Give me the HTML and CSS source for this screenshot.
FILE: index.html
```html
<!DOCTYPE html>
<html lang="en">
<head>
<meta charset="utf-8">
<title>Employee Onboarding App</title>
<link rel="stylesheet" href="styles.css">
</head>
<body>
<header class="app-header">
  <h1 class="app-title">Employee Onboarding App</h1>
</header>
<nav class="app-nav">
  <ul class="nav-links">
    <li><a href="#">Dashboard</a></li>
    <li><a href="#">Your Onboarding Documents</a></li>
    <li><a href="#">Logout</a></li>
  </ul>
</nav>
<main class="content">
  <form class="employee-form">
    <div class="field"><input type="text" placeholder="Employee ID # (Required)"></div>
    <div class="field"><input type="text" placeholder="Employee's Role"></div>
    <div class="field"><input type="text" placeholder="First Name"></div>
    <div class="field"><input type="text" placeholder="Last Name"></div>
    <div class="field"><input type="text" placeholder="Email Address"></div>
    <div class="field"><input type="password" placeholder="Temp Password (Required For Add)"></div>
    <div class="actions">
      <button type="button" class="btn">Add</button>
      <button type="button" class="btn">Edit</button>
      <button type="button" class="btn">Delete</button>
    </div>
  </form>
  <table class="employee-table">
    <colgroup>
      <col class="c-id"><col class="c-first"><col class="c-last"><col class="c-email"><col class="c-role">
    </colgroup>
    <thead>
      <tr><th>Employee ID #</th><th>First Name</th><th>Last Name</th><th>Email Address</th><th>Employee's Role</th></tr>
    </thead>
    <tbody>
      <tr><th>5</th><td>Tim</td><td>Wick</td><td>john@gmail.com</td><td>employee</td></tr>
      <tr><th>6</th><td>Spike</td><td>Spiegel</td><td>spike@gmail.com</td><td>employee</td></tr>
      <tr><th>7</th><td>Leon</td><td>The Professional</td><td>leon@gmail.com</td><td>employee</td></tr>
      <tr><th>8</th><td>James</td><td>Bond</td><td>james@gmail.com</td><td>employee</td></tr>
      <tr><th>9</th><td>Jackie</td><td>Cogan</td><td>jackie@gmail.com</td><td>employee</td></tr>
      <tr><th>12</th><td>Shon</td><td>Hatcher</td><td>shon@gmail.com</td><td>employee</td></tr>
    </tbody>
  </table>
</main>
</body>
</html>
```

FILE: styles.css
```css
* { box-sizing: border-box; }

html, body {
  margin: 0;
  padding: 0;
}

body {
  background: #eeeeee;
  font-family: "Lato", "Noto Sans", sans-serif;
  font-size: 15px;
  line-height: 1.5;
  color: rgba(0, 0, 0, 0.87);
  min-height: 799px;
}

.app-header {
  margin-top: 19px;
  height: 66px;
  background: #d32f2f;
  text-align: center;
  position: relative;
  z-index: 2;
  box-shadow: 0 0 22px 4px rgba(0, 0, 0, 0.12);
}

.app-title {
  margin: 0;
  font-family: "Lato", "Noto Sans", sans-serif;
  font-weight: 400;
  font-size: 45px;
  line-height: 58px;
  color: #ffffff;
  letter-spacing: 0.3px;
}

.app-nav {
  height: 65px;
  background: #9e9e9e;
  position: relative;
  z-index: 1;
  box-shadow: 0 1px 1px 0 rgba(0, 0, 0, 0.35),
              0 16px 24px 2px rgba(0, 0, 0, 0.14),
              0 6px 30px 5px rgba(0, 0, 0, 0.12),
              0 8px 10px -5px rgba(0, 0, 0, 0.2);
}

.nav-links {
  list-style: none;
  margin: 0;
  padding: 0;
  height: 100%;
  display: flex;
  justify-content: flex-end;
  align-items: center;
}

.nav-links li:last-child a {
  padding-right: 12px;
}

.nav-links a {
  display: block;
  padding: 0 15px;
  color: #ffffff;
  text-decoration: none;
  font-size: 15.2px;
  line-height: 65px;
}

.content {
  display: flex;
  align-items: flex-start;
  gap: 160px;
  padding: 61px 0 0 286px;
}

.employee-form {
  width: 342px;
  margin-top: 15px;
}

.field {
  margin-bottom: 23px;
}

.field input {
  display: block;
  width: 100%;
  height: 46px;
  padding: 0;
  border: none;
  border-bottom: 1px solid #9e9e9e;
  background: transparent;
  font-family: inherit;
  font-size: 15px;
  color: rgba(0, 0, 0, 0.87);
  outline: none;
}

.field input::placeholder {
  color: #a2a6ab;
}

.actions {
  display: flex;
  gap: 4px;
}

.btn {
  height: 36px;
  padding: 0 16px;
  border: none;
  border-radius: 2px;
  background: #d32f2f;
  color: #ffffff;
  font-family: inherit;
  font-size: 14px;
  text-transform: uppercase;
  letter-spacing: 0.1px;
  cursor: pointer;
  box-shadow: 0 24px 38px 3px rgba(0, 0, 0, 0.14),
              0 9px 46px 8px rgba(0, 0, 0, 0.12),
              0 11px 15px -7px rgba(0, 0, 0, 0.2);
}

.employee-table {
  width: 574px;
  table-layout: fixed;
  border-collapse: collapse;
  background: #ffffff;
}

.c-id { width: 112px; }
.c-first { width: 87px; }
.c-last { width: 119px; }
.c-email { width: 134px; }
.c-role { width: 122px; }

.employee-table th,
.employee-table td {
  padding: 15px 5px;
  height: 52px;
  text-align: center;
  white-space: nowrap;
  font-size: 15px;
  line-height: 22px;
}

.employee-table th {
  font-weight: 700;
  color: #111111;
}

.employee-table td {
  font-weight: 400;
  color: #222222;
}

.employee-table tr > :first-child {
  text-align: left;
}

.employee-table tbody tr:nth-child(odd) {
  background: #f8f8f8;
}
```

• • •

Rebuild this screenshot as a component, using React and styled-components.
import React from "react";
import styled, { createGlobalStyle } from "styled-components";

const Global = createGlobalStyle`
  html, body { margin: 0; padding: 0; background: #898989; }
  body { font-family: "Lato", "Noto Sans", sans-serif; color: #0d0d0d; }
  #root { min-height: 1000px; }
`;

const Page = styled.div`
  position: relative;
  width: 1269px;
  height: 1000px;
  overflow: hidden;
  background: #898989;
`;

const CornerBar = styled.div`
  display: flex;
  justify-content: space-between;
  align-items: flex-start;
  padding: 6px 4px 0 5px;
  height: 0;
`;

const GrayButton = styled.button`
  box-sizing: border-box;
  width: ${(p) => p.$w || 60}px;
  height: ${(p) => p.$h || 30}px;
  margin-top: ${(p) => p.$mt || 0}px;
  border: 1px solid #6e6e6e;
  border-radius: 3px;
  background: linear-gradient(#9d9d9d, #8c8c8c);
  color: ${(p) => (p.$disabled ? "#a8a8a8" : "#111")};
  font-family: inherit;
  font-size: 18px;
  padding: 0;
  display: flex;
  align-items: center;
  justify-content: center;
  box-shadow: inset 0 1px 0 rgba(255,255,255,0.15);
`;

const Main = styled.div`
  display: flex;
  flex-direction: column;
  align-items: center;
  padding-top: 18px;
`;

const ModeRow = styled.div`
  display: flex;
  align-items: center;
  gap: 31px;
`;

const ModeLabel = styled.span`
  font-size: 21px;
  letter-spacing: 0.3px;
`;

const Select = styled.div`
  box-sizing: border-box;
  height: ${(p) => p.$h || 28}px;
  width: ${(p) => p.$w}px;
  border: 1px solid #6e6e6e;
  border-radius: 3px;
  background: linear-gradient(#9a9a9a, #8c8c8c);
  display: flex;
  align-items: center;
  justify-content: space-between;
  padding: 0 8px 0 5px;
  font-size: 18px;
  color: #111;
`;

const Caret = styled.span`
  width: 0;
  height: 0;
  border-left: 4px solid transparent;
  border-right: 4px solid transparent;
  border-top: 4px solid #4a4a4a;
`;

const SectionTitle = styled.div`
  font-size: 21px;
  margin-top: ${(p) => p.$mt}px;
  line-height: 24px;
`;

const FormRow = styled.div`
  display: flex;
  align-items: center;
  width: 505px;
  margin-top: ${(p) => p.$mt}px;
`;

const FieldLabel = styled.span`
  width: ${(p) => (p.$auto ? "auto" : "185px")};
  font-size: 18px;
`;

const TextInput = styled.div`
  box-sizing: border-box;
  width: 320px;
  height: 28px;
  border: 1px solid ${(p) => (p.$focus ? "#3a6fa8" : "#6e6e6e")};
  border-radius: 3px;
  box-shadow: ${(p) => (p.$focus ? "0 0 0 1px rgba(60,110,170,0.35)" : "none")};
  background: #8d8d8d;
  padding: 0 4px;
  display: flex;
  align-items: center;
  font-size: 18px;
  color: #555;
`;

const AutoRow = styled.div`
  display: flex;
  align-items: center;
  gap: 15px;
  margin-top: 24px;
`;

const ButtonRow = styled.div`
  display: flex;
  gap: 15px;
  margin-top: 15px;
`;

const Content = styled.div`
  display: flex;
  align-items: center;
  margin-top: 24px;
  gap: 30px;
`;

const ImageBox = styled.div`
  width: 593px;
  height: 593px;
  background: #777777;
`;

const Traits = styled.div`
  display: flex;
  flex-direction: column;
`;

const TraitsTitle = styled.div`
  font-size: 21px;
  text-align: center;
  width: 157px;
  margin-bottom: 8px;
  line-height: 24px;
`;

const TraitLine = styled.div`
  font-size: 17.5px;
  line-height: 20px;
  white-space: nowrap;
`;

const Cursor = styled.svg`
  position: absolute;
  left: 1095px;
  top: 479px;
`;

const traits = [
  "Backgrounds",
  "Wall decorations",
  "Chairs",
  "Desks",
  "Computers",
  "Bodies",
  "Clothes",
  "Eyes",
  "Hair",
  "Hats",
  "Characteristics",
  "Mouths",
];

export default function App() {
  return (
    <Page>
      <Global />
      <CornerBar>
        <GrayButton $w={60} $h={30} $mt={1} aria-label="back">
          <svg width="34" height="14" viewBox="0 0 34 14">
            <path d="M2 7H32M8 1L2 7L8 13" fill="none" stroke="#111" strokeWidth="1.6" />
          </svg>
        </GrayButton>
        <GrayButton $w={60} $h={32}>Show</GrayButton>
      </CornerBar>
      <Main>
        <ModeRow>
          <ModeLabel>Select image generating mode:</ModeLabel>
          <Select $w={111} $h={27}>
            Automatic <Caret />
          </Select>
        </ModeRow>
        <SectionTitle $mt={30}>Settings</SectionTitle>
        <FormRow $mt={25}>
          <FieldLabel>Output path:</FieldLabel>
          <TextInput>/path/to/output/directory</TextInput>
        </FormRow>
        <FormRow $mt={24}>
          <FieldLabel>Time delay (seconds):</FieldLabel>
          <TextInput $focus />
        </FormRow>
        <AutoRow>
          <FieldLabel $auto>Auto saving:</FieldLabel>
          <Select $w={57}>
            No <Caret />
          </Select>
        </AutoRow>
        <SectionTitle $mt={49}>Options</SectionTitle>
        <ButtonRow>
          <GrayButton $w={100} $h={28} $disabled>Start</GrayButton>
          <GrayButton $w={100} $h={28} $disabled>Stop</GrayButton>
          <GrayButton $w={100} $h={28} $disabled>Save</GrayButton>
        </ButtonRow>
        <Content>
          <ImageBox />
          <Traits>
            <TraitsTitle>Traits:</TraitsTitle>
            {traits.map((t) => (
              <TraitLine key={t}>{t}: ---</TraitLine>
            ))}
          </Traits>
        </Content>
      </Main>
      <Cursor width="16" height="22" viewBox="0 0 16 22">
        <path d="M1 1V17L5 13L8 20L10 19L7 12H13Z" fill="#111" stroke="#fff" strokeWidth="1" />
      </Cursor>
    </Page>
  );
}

• • •

• _Problem description_
Each line above that includes "screenshot" should be shown.

• _Complete output_
Give me the HTML and CSS source for this screenshot.
Rebuild this screenshot as a component, using React and styled-components.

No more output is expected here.